Of course you don’t point a non-coder to API documentation and say ‘there you go’. But coders can use the API to build and share a range of tools that introduce people to the possibilities of data, and scaffold their learning. Why should there be just one interface? It’s not too difficult to imagine a range of introductory visualisation tools aimed at different humanities disciplines. Instead of focusing inward on a single Trove Viz Lite tool, why not look outwards at ways of embedding Trove data within a range of research training contexts?

Integration

A number of the HASS RDC Evaluation Criteria focus on issues of integration, collaboration, and reuse of existing resources. For example:

  • Project plans should display robust proposal planning including the maximisation of the use or re-use of existing research infrastructure, platforms, tools, services, data storage and compute.
  • Project plans should display integrated infrastructure layers with other HASS RDC activities, in particular by linking together elements such as data storage, tools, authentication, licensing, networks, cloud and high-performance computing, and access to data resources for reuse.
  • Project plans must be robust and contribute to the HASS RDC as a coherent whole that capitalises on existing data collections, adheres to the F.A.I.R. principles, develops collaborative tools, utilises shared underlying infrastructure and has appropriate governance planning.

There’s little evidence of this sort of thinking in the draft project plan. I’ve mentioned a few obvious opportunities for integration above, but there are many more. Overall, I think the proposed ‘platform for advanced research’ needs to be designed as a series of interconnected components, and not be seen as the product of a single institution.

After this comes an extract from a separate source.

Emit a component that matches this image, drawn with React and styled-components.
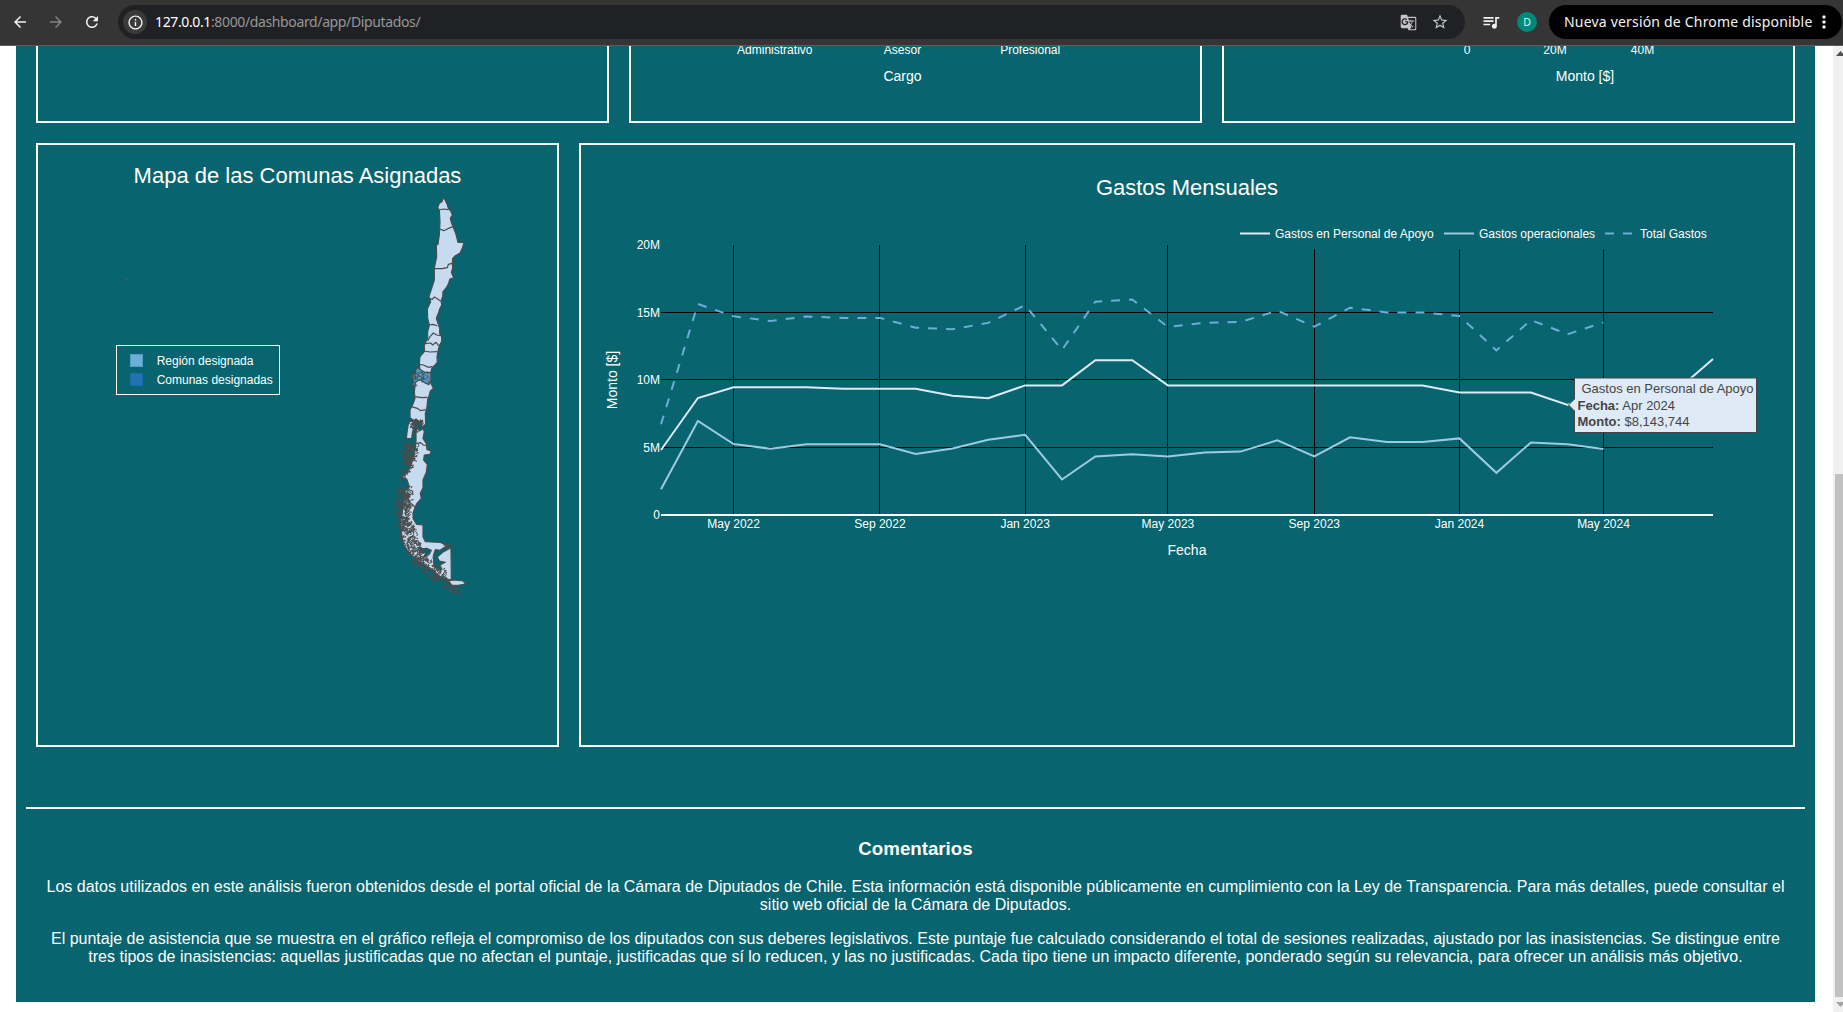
import React from "react";
import styled, { createGlobalStyle } from "styled-components";
import {
  MdArrowBack,
  MdArrowForward,
  MdRefresh,
  MdInfoOutline,
  MdStarOutline,
  MdQueueMusic,
  MdGTranslate,
  MdMoreVert,
} from "react-icons/md";

const GlobalStyle = createGlobalStyle`
  * { box-sizing: border-box; }
  html, body { margin: 0; padding: 0; overflow: hidden; background: #fff; }
  body { font-family: "Liberation Sans", Arial, sans-serif; }
`;

const Browser = styled.div`
  display: flex;
  flex-direction: column;
  width: 1843px;
  height: 1012px;
  overflow: hidden;
`;

/* ---------- browser toolbar ---------- */

const Toolbar = styled.header`
  display: flex;
  align-items: center;
  height: 46px;
  padding: 0 1px 1px 11px;
  background: #353535;
  border-bottom: 1px solid #5c5c5c;
  font-family: "Noto Sans", sans-serif;
  flex: none;
`;

const NavButton = styled.span`
  display: grid;
  place-items: center;
  width: 18px;
  height: 18px;
  margin-right: 18px;
  color: ${(p) => (p.$dim ? "#828282" : "#f1f1f1")};
`;

const AddressBar = styled.div`
  display: flex;
  align-items: center;
  width: 1347px;
  height: 34px;
  margin-left: -1px;
  padding: 0 16px 0 5px;
  border-radius: 17px;
  background: #202124;
`;

const SiteInfo = styled.span`
  display: grid;
  place-items: center;
  width: 24px;
  height: 24px;
  border-radius: 50%;
  background: #3a3a3b;
  color: #f1f1f1;
`;

const Url = styled.span`
  flex: 1;
  margin-left: 8px;
  padding-bottom: 2px;
  font-size: 14px;
  letter-spacing: ${(p) => p.$track}px;
  color: #979797;
  white-space: nowrap;
  b { font-weight: 400; color: #fff; }
`;

const BarIcon = styled.span`
  display: grid;
  place-items: center;
  margin-left: ${(p) => p.$gap || 0}px;
  color: ${(p) => p.$color || "#c4c4c4"};
`;

const Avatar = styled.span`
  display: grid;
  place-items: center;
  width: 20px;
  height: 20px;
  margin-left: 16px;
  border-radius: 50%;
  background: #00897b;
  color: #e4f3f1;
  font-size: 10.5px;
`;

const UpdatePill = styled.div`
  display: flex;
  align-items: center;
  width: 293px;
  height: 34px;
  margin-left: 12px;
  padding-left: 15px;
  border-radius: 17px;
  background: #000;
  color: #f3f3f3;
  font-size: 14px;
  letter-spacing: ${(p) => p.$track}px;
  white-space: nowrap;
`;

const PillLabel = styled.span`
  padding-bottom: 2px;
`;

/* ---------- page ---------- */

const Viewport = styled.div`
  display: flex;
  flex: 1;
  min-height: 0;
  background: #fff;
`;

const Dashboard = styled.main`
  display: flex;
  flex-direction: column;
  width: 1799px;
  height: 956px;
  margin: 0 18px 0 16px;
  padding: 0 10px;
  background: #08646e;
  color: #fff;
`;

const Row = styled.div`
  display: flex;
  gap: 20px;
  height: ${(p) => p.$height}px;
  margin: 0 10px ${(p) => p.$below}px;
  flex: none;
`;

const Panel = styled.section`
  display: flex;
  flex-direction: column;
  flex: ${(p) => (p.$width ? `0 0 ${p.$width}px` : "1 1 0")};
  min-width: 0;
  border: 2px solid #fff;
  ${(p) => p.$open && "border-top: 0;"}
`;

const PanelTitle = styled.h2`
  margin: 0;
  height: ${(p) => p.$height}px;
  padding-top: ${(p) => p.$top}px;
  font-size: 22px;
  line-height: 25px;
  font-weight: 400;
  text-align: center;
`;

const Plot = styled.svg`
  display: block;
  font-family: "Liberation Sans", Arial, sans-serif;
  text { fill: #fff; white-space: pre; }
`;

const TooltipText = styled.g`
  font-size: 13px;
  && text { fill: #444; }
`;

const Comments = styled.section`
  border-top: 2px solid #fff;
  padding: 29px 20px 0;
  text-align: center;
  h3 { margin: 0 0 19px; font-size: 18.72px; line-height: 21px; font-weight: 700; }
  p { margin: 0 0 16px; font-size: 16px; line-height: 18px; }
`;

const ScrollTrack = styled.aside`
  display: flex;
  flex-direction: column;
  width: 10px;
  background: #f0f0f0;
`;

const ScrollArrow = styled.svg`
  display: block;
  flex: none;
`;

const ScrollThumb = styled.div`
  height: 523px;
  margin: auto 0 0 2px;
  background: #c1c1c1;
`;

/* ---------- monthly spending ---------- */

const DAY = 86400000;
const START = Date.UTC(2022, 2, 1);
const xAt = (m) => 661 + ((Date.UTC(2022, 2 + m, 1) - START) / DAY) * 1.19;
const BASE = 515;

const personal = [
  450, 398, 387.3, 387.3, 387.3, 388.7, 388.7, 388.7, 395.7, 398.2, 385.4, 385.4,
  360.3, 360.3, 385.4, 385.4, 385.4, 385.4, 385.4, 385.4, 385.4, 385.4, 392.6,
  392.6, 392.6, 405, 388.4, 390, 391, 359,
];
const operational = [
  489.3, 421, 444, 448.7, 444.2, 444.2, 444.2, 454, 448.5, 439.7, 434.8, 479.5,
  456.4, 454.2, 456.5, 452.5, 451.6, 440.3, 456.3, 437.3, 442, 442, 438.4, 472.8,
  442.5, 444.2, 449,
];
const total = operational.map((y, i) => y + personal[i] - BASE);
const toPath = (ys) => ys.map((y, i) => `${i ? "L" : "M"}${xAt(i).toFixed(2)},${y.toFixed(2)}`).join("");

const ticksX = [
  [2, "May 2022"], [6, "Sep 2022"], [10, "Jan 2023"], [14, "May 2023"],
  [18, "Sep 2023"], [22, "Jan 2024"], [26, "May 2024"],
];
const ticksY = [[515, "0"], [447.5, "5M"], [380, "10M"], [312.5, "15M"], [245, "20M"]];

function MonthlyChart() {
  return (
    <Plot width="1212" height="540" viewBox="581 205 1212 540">
      <g stroke="#000" strokeWidth="1" shapeRendering="crispEdges">
        {ticksX.map(([m]) => (
          <line key={m} x1={Math.floor(xAt(m)) + 0.5} x2={Math.floor(xAt(m)) + 0.5} y1={m > 15 ? 249 : 245} y2={514} />
        ))}
        {[447.5, 379.5, 312.5].map((y) => (
          <line key={y} x1="661" x2="1713" y1={y} y2={y} />
        ))}
      </g>
      <rect x="661" y="514" width="1052" height="2" fill="#fff" />
      <g fill="none" strokeWidth="2">
        <path d={toPath(personal)} stroke="#deebf7" />
        <path d={toPath(operational)} stroke="#9ecae1" />
        <path d={toPath(total)} stroke="#6baed6" strokeDasharray="9 9" />
        <path d="M1240,233.500h30" stroke="#deebf7" />
        <path d="M1444,233.500h30" stroke="#9ecae1" />
        <path d="M1605,233.500h30" stroke="#6baed6" strokeDasharray="9 9" />
      </g>
      <g fontSize="12">
        <text x="1275" y="238">Gastos en Personal de Apoyo</text>
        <text x="1479" y="238">Gastos operacionales</text>
        <text x="1640" y="238">Total Gastos</text>
        {ticksX.map(([m, t]) => (
          <text key={t} x={xAt(m)} y="528" textAnchor="middle">{t}</text>
        ))}
        {ticksY.map(([y, t]) => (
          <text key={t} x="660" y={y + 4.2} textAnchor="end">{t}</text>
        ))}
      </g>
      <text x="1187" y="555" fontSize="14" textAnchor="middle">Fecha</text>
      <text fontSize="14" textAnchor="middle" transform="translate(617 380) rotate(-90)">Monto [$]</text>
      <path d="M1568.500,405l6,-6v-21h182v54.500h-182v-21.500z" fill="#deebf7" stroke="#444" />
      <TooltipText>
        <text x="1581.500" y="393">Gastos en Personal de Apoyo</text>
        <text x="1577.500" y="410"><tspan fontWeight="700">Fecha:</tspan> Apr 2024</text>
        <text x="1577.500" y="426"><tspan fontWeight="700">Monto:</tspan> $8,143,744</text>
      </TooltipText>
    </Plot>
  );
}

/* ---------- map ---------- */

const mainland =
  "M190,37L195,45 201,57 206,72 212,77 217,90 211,100 214,112 219,125 227,145 231,160 234,172 252,172 247,190 240,204 226,212 218,220 217,235 218,250 214,262 221,278 209,283 206,295 199,308 189,320 188,335 183,348 185,360 179,372 175,385 169,400 173,413 179,430 179,445 185,455 185,470 178,482 174,498 171,515 172,532 163,542 156,548 153,560 155,580 151,592 160,610 151,618 148,630 143,642 141,665 136,685 137,718 127,725 133,740 129,760 139,776 141,794 153,797 150,808 133,810 131,825 142,838 139,862 129,885 129,908 121,925 124,940 111,955 105,967 99,985 99,1000 110,1018 129,1020 129,1055 136,1070 180,1072 193,1078 213,1093 214,1185 185,1178 150,1150 120,1132 100,1115 85,1100 72,1080 64,1050 62,1010 68,975 72,940 75,920 88,905 80,882 66,876 82,862 95,835 104,800 108,770 108,742 112,730 116,716 90,698 90,675 100,655 105,640 103,620 107,590 120,560 118,535 120,515 133,500 133,480 143,460 143,440 148,420 143,400 142,372 152,350 147,335 155,310 163,285 163,250 170,215 169,180 174,178 178,150 180,110 178,75 173,68 178,55 186,50Z";

const borders = [
  "M178,75L190,72 205,74",
  "M178,132L192,137 206,130 218,125",
  "M165,251L186,251 202,248 205,238 217,235",
  "M147,340L157,343 163,336 172,341 182,348",
  "M146,420L160,418 172,423",
  "M143,468L150,455 160,444 170,450 182,452",
  "M135,476L152,474 158,480 168,472 176,482",
  "M132,498L150,501 172,500",
  "M118,538L130,540 146,547 157,544",
  "M104,635L125,638 142,637",
  "M95,665L112,670 122,677 137,674",
  "M108,776L122,773 130,780 138,781",
  "M70,946L84,948 96,958 106,967",
  "M190,1080L204,1078 221,1084",
];

function seeded(seed) {
  let s = seed;
  return () => {
    s = (s * 16807) % 2147483647;
    return s / 2147483647;
  };
}

/* Bands of fjord coastline: y range, x range at its top, x range at its bottom, count */
const bands = [
  [702, 735, 96, 126, 94, 122, 24],
  [775, 855, 76, 114, 68, 96, 90],
  [855, 882, 66, 92, 50, 70, 12],
  [905, 930, 54, 98, 52, 100, 34],
  [930, 1000, 50, 86, 52, 88, 100],
  [1000, 1060, 52, 92, 62, 116, 84],
  [1060, 1110, 62, 116, 86, 132, 62],
  [1110, 1150, 88, 134, 116, 180, 60],
  [1150, 1185, 122, 190, 160, 210, 56],
  [1185, 1226, 172, 212, 222, 248, 32],
];

/* Short broken coast segments, drawn as angular strokes */
function fjordPaths() {
  const rnd = seeded(4127);
  const out = [];
  bands.forEach(([y0, y1, a0, b0, a1, b1, n]) => {
    for (let i = 0; i < n; i += 1) {
      const t = rnd();
      const cy = y0 + t * (y1 - y0);
      const l = a0 + t * (a1 - a0);
      const r = b0 + t * (b1 - b0);
      const cx = l + rnd() * (r - l);
      let d = `M${cx.toFixed(1)},${cy.toFixed(1)}l`;
      for (let k = 0; k < 4; k += 1) {
        d += `${(rnd() * 12 - 6).toFixed(1)},${(rnd() * 12 - 6).toFixed(1)} `;
      }
      out.push(d);
    }
  });
  return out.join("");
}

function communePaths() {
  const rnd = seeded(991);
  let d = "";
  for (let i = 0; i < 46; i += 1) {
    const west = i % 3 === 0;
    const x = west ? 97 + rnd() * 14 : 106 + rnd() * 40;
    const y = west ? 556 + rnd() * 42 : 558 + rnd() * 28;
    d += `M${x.toFixed(1)},${y.toFixed(1)}l${(rnd() * 14 - 6).toFixed(1)},${(rnd() * 12 - 4).toFixed(1)} ${(rnd() * 8 - 4).toFixed(1)},${(rnd() * 10 - 3).toFixed(1)}`;
  }
  return d;
}

const fjords = fjordPaths();
const communes = communePaths();

function CommuneMap() {
  return (
    <Plot width="519" height="550" viewBox="38 195 519 550">
      <g transform="translate(380 185) scale(0.33333)" stroke="#4a4c4e" strokeWidth="3.6" strokeLinejoin="round">
        <path d={mainland} fill="#c6dbef" />
        <path d="M114,548L124,556 138,563 152,562 153,582 147,599 132,592 120,584 108,590 103,606 98,600 100,585 95,570 106,566 108,553Z" fill="#4b9fc6" />
        <path d={communes} fill="none" strokeWidth="2.6" />
        <path d="M86,712L97,708 103,722 98,740 95,760 79,761 82,735Z" fill="#c6dbef" />
        {borders.map((d) => <path key={d} d={d} fill="none" />)}
        <path d="M118,1092L140,1090 154,1096 148,1108 130,1118 138,1104 122,1104Z" fill="#08646e" />
        <path d="M198,1084L180,1096 166,1094 160,1112 162,1140 172,1152 186,1154 180,1140 196,1132 178,1128 172,1116 188,1102 206,1092Z" fill="#08646e" />
        <path d="M108,702L118,710 128,706 124,722 132,730 118,738 112,724 102,718Z" fill="#08646e" />
        <path d={fjords} fill="none" strokeWidth="3" />
        <path d="M205,1188L222,1185 250,1188 256,1197 236,1201 215,1200Z" fill="#c6dbef" />
        <path d="M66,769l5,2M60,796l2,5M86,602l4,3M262,1200l6,-2" fill="none" />
      </g>
      <g fill="#4f5a5e">
        <rect x="126" y="279" width="2" height="1" />
        <rect x="354" y="340" width="1" height="1" />
        <rect x="369" y="340" width="2" height="1" />
      </g>
      <rect x="116.500" y="345.500" width="163" height="49" fill="none" stroke="#fff" />
      <rect x="130.500" y="354.500" width="12" height="12" fill="#6baed6" stroke="#539cc2" />
      <rect x="130.500" y="373.500" width="12" height="12" fill="#2171b5" stroke="#1c6aa6" />
      <g fontSize="12">
        <text x="156.700" y="365">Región designada</text>
        <text x="156.700" y="384">Comunas designadas</text>
      </g>
    </Plot>
  );
}

function AxisStrip({ left, ticks, title, titleX }) {
  return (
    <Plot width="569" height="75" viewBox={`${left} 46 569 75`}>
      <g fontSize="12" textAnchor="middle">
        {ticks.map(([x, t]) => <text key={t} x={x} y="54">{t}</text>)}
      </g>
      <text x={titleX} y="81" fontSize="14" textAnchor="middle">{title}</text>
    </Plot>
  );
}

export default function App() {
  return (
    <Browser>
      <GlobalStyle />
      <Toolbar>
        <NavButton><MdArrowBack size={18} /></NavButton>
        <NavButton $dim><MdArrowForward size={18} /></NavButton>
        <NavButton><MdRefresh size={18} /></NavButton>
        <AddressBar>
          <SiteInfo><MdInfoOutline size={17} /></SiteInfo>
          <Url $track={-0.37}><b>127.0.0.1</b>:8000/dashboard/app/Diputados/</Url>
          <BarIcon><MdGTranslate size={17} /></BarIcon>
          <BarIcon $gap={14}><MdStarOutline size={18} /></BarIcon>
        </AddressBar>
        <BarIcon $gap={16} $color="#f1f1f1"><MdQueueMusic size={20} /></BarIcon>
        <Avatar>D</Avatar>
        <UpdatePill $track={0.19}>
          <PillLabel>Nueva versión de Chrome disponible</PillLabel>
          <BarIcon $gap={2} $color="#f3f3f3"><MdMoreVert size={20} /></BarIcon>
        </UpdatePill>
      </Toolbar>
      <Viewport>
        <Dashboard>
          <Row $height={77} $below={20}>
            <Panel $open />
            <Panel $open>
              <AxisStrip
                left={631}
                ticks={[[774.8, "Administrativo"], [902.5, "Asesor"], [1030.2, "Profesional"]]}
                title="Cargo"
                titleX={902.5}
              />
            </Panel>
            <Panel $open>
              <AxisStrip
                left={1224}
                ticks={[[1467, "0"], [1555, "20M"], [1642.5, "40M"]]}
                title="Monto [$]"
                titleX={1585}
              />
            </Panel>
          </Row>
          <Row $height={604} $below={60}>
            <Panel $width={523}>
              <PanelTitle $height={50} $top={18}>Mapa de las Comunas Asignadas</PanelTitle>
              <CommuneMap />
            </Panel>
            <Panel>
              <PanelTitle $height={60} $top={30}>Gastos Mensuales</PanelTitle>
              <MonthlyChart />
            </Panel>
          </Row>
          <Comments>
            <h3>Comentarios</h3>
            <p>
              Los datos utilizados en este análisis fueron obtenidos desde el portal oficial de la Cámara de Diputados de
              Chile. Esta información está disponible públicamente en cumplimiento con la Ley de Transparencia. Para más
              detalles, puede consultar el sitio web oficial de la Cámara de Diputados.
            </p>
            <p>
              El puntaje de asistencia que se muestra en el gráfico refleja el compromiso de los diputados con sus deberes
              legislativos. Este puntaje fue calculado considerando el total de sesiones realizadas, ajustado por las
              inasistencias. Se distingue entre tres tipos de inasistencias: aquellas justificadas que no afectan el
              puntaje, justificadas que sí lo reducen, y las no justificadas. Cada tipo tiene un impacto diferente,
              ponderado según su relevancia, para ofrecer un análisis más objetivo.
            </p>
          </Comments>
        </Dashboard>
        <ScrollTrack>
          <ScrollArrow width="10" height="14" viewBox="0 0 10 14"><path d="M3,10L7.500,5L12,10Z" fill="#505050" /></ScrollArrow>
          <ScrollThumb />
          <ScrollArrow width="10" height="15" viewBox="0 0 10 15"><path d="M3,5L7.500,10L12,5Z" fill="#a3a3a3" /></ScrollArrow>
        </ScrollTrack>
      </Viewport>
    </Browser>
  );
}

We could imagine, for example, a system where the NLA focused on the delivery of research-ready data via the Trove API. A layer of data filtering, cleaning, and packaging tools could be built on top of the API to help users assemble actionable datasets. The packaging processes could use standards such as RO-Crate to prepare datasets for ingest into data repositories. Existing storage services, such as CloudStor, could be used for saving and sharing working datasets. Another layer of visualisation and analysis tools could either process these datasets, or integrate directly with the API. These tools could be spread across different projects including LDaCA, TLCMap, and the GLAM Workbench — using standards such as Jupyter to encourage sharing and reuse of individual components, and running on a variety of cloud-hosted platforms. Instead of just adding another component to Trove, we’d be building a collaborative network of tool builders and data wranglers — developing capacities across the research sector, and spreading the burden of maintenance.

Sustainability

The draft project plan includes some pretty worrying comments about long-term support for the new platform. Work Package 5 notes:

The developed product will require support post release which can be guaranteed for a period not exceeding the contracted period for this project

And:

ARDC will be responsible for providing ongoing financial support for this phase. It has not been included in the proposal.

So once the project is over, the NLA will not support the new platform unless the ARDC provides ongoing funding. What researcher would want to ‘publish’ their data on a platform that could disappear at any time? We all know that sustainability is hard, but you would think that the NLA could at least offer to work collaboratively with the research sector to develop a plan for sustainability, instead of just asking for more money. Why would anyone invest so much for so little?

Leadership and community

The development of collaborations and communities also figure prominently in the HASS RDC Evaluation Criteria. For example:

  • Project plans should clearly demonstrate that they enable collaboration and build communities across geographically dispersed research groups through facilitated sharing of high-quality data, particularly for computational analysis; the development of new platforms for collaboration and sharing; and, the encouragement of innovative methodologies through the use of analytic tools.
  • Project plans must include a demonstrated commitment to ongoing community development to ensure the sustainability of the development is vital. The deliverables will act as ongoing national research infrastructure. They must be broadly usable by more than just the project partners and serve as input to a wide range of research.
  • Project plans, and project leads in particular, should demonstrate the research leadership that will foster and encourage the uptake and use of the HASS RDC.

Once again the draft project plan falls short. There are no project partners listed. Instead the plan refers broadly to all of Trove’s content partners, none of whom have direct involvement in this project. Indeed, as noted above, data aggregated from project parters is excluded from the new platform.

There are no new governance arrangements proposed for this project. Instead the plan refers to the Trove Strategic Advisory Committee which includes representatives from partner organisations. But there are no researcher representatives on this committee.

The only consultation with the research sector undertaken in the ‘Consultation Phase’ of the project is that undertaken by the ARDC itself. Does that mean this current process whereby the ARDC is soliciting feedback on the project plans? Whoa, meta…

The plan notes that during the testing phase described in Work Package 3, ‘HASS community members would gain access to a beta version of the product for comment’. However, later it is stated that access would be provided to ’a subset of researchers’, and that only system bugs and ‘high priority improvements’ would be acted upon.

Generally speaking, it seems that the NLA is seeking as little consultation as possible. It’s not exploring options for collaboration. It’s not engaging with the research community about these developments. That doesn’t seem like an effective way to build communities. Nor does it demonstrate leadership.

Summing up

This project plan can’t be accepted in its current form. We’ve had failures and disappointments in the development of HASS research infrastructure in the past. The HASS RDC program gives us a chance to start afresh, and the focus on integration, data-sharing, and reuse give hope that we can build something that will continue to grow and develop, and not wither through lack of engagement and support. So should the NLA be getting $2 million to add a new component to Trove that is not integrated with other HASS RDC projects, and substantially duplicates tools available elsewhere? No, I don’t think so. They need to go back to the drawing board, undertake some real consultation, and build collaborations, not products.